Start of DATA EXCERPT
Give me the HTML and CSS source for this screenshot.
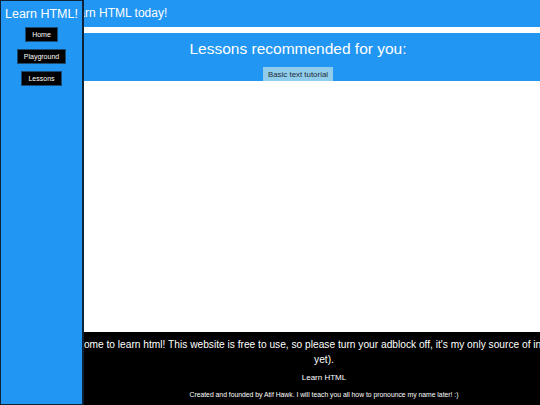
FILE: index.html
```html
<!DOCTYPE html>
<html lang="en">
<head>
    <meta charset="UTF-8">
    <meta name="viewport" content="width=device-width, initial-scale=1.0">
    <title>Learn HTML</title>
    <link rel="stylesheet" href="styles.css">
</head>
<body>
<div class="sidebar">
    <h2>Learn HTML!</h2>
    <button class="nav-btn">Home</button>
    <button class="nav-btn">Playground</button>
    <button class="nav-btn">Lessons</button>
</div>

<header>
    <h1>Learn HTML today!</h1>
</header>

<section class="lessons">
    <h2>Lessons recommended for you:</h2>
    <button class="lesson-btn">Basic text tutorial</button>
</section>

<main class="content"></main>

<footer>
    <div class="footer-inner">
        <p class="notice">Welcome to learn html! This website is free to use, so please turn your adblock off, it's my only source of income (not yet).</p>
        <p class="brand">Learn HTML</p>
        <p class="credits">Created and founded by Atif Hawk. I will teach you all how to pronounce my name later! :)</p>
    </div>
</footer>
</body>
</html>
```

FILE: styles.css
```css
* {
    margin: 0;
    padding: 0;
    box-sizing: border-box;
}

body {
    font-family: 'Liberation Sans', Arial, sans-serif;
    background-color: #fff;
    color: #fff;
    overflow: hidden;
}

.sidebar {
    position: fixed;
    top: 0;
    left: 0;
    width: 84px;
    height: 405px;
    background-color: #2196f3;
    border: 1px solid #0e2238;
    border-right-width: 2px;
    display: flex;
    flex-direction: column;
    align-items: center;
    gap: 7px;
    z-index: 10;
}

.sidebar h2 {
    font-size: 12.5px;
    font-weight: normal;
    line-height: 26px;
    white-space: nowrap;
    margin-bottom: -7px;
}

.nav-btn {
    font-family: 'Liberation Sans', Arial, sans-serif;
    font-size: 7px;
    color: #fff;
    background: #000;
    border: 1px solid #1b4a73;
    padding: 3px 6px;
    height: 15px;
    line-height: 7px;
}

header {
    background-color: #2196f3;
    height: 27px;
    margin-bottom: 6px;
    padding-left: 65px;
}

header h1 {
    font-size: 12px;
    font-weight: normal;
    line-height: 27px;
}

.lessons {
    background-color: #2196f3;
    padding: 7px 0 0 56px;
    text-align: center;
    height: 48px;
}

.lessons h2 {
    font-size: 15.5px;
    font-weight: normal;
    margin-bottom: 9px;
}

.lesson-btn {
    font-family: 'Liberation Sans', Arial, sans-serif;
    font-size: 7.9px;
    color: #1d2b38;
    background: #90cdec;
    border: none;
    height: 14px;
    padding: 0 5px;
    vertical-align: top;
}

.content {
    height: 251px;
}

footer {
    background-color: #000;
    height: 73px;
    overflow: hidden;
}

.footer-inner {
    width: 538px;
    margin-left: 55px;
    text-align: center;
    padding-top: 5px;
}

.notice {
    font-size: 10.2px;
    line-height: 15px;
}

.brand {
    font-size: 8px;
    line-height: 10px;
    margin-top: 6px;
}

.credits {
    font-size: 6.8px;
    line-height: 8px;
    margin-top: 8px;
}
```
End of DATA EXCERPT
Say how many lines of the data hold the string "source". Reply with the number alone.

OUTPUT OF THE EXERCISE | 2